=== EXTRACTED RECORDS ===

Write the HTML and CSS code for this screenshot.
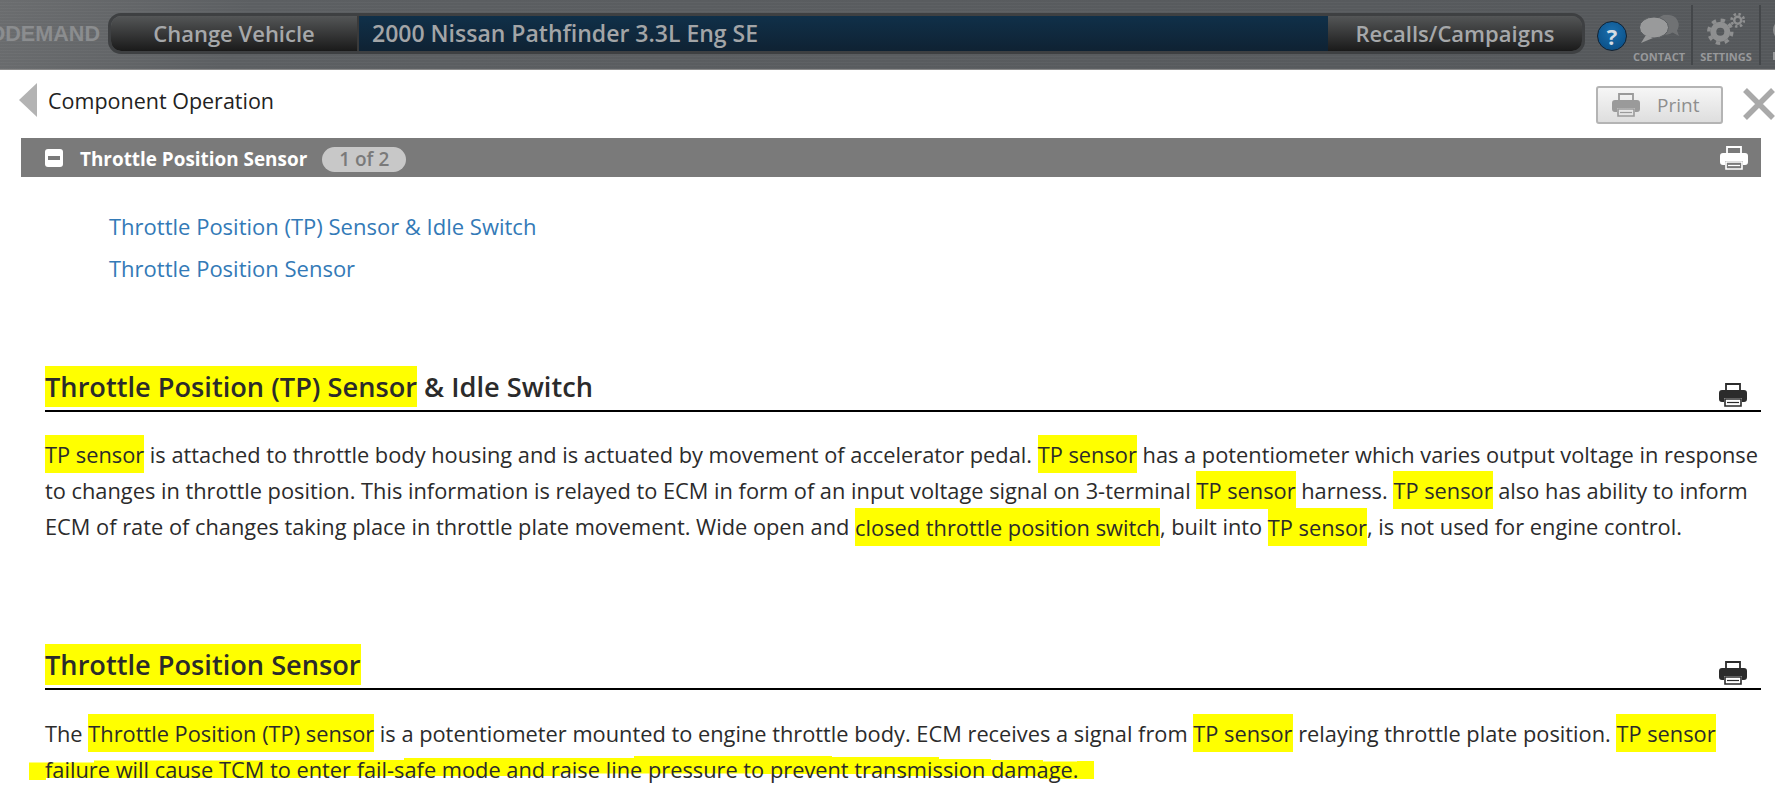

===
=== EXTRACTED RECORDS ===

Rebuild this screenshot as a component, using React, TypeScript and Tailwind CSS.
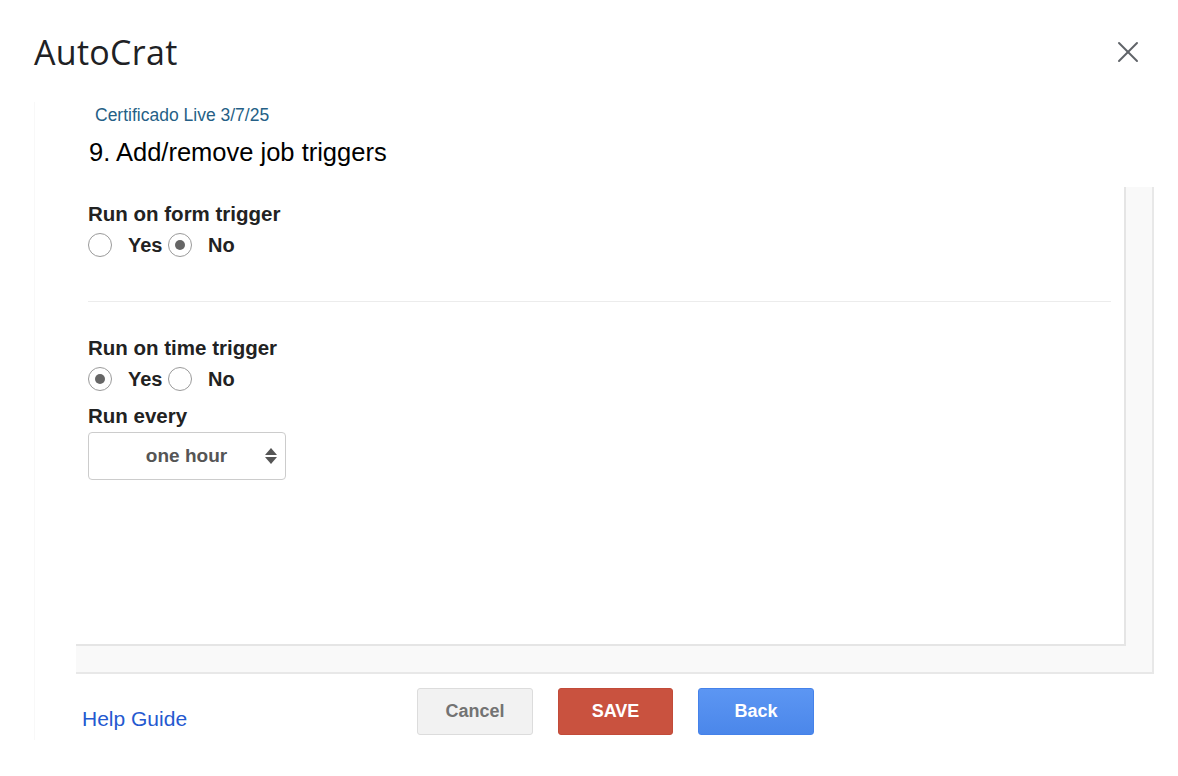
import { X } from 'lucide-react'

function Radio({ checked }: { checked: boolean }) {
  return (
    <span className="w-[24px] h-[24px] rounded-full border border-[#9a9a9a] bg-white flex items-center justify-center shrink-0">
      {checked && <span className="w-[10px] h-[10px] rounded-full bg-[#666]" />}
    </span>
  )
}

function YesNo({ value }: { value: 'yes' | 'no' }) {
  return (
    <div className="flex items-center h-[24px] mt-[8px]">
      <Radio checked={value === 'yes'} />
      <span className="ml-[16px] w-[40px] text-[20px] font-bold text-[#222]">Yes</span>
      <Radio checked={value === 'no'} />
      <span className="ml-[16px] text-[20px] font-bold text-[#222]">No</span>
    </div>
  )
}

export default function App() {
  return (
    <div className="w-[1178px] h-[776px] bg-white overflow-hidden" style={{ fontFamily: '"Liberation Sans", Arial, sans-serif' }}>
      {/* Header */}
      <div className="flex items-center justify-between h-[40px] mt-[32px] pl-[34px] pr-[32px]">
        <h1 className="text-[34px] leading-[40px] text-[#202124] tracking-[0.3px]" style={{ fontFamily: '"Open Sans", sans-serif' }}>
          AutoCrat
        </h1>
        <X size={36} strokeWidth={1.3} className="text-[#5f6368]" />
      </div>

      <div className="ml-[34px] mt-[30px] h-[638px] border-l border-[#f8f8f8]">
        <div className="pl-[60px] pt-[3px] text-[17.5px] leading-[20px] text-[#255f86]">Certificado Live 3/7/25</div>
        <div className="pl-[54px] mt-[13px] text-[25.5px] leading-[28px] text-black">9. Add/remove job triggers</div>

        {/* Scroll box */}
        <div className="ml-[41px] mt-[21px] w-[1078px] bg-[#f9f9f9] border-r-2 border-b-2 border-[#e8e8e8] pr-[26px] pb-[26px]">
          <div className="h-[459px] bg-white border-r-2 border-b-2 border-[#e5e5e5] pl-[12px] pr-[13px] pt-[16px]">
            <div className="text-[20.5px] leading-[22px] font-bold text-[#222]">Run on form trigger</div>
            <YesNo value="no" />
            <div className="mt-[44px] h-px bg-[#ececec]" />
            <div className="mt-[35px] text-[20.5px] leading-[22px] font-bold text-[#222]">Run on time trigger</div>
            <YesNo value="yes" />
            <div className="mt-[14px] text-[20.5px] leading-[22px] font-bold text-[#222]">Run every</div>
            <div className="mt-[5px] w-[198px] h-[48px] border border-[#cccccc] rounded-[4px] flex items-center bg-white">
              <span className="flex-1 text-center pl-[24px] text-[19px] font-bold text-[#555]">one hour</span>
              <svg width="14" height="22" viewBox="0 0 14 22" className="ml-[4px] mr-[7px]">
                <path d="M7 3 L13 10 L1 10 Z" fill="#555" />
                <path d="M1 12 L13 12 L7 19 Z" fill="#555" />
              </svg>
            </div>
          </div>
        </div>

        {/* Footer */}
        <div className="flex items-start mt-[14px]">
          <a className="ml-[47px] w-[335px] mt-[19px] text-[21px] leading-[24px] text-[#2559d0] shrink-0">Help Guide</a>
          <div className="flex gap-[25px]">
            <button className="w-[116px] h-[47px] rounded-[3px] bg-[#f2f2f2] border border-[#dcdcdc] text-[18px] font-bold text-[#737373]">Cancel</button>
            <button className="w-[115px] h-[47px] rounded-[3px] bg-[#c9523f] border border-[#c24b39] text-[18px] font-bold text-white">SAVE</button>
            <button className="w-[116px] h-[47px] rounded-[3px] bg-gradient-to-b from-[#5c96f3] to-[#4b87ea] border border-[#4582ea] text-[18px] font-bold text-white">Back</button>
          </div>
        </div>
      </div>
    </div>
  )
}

===

*THE PROBLEM*. Return every line containing "this".

*EXERCISE RESULT*.
Write the HTML and CSS code for this screenshot.
Rebuild this screenshot as a component, using React, TypeScript and Tailwind CSS.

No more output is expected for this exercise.